begin Material provided

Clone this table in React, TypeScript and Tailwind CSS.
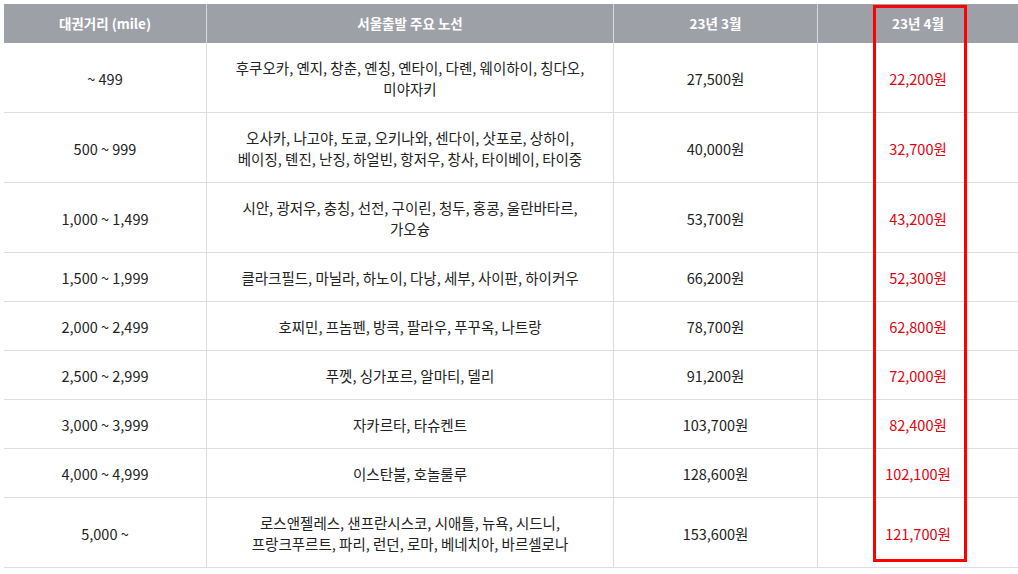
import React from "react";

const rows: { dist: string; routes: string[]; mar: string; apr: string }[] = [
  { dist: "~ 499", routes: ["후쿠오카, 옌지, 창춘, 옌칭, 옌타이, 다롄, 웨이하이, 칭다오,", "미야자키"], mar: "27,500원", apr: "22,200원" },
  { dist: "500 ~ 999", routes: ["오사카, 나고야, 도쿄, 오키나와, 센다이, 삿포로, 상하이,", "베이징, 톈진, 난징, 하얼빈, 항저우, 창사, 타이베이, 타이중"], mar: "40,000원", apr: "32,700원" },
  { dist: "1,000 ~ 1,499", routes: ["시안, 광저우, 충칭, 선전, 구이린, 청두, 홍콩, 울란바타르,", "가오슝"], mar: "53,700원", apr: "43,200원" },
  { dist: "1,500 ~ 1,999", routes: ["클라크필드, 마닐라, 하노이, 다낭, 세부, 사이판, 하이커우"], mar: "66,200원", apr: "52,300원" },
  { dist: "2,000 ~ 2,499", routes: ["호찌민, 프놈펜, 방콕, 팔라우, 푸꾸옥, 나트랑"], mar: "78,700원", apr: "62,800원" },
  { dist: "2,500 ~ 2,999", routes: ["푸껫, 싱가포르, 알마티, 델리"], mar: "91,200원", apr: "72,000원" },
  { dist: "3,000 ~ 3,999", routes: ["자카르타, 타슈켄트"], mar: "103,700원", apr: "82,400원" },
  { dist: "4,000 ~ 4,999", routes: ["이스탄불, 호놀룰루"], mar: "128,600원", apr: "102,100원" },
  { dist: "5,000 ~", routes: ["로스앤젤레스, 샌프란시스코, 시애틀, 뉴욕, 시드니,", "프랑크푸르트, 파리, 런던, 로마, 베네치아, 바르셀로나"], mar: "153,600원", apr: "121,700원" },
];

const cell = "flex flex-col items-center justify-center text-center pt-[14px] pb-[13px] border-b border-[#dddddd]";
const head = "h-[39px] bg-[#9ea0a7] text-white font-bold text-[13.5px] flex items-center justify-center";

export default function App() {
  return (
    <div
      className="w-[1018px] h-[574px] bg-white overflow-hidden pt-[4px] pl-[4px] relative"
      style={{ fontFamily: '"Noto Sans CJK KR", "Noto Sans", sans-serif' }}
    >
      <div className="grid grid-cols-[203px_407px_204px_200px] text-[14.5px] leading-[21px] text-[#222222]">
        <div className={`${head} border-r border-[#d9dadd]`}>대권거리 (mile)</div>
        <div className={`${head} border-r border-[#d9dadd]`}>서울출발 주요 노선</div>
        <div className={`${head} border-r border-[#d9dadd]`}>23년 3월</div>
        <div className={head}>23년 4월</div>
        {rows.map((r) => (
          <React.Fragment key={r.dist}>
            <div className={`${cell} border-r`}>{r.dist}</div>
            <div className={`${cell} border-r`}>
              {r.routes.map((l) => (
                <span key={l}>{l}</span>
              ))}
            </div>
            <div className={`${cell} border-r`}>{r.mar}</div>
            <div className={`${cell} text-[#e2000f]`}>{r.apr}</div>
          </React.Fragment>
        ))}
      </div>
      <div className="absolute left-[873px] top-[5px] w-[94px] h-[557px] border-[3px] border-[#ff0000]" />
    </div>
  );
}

end Material provided

Exercise instructions - Leave the pictures out and reproduce exactly the lines from the top of the listing above through the line with "import React from".

Right answer -
Clone this table in React, TypeScript and Tailwind CSS.
import React from "react";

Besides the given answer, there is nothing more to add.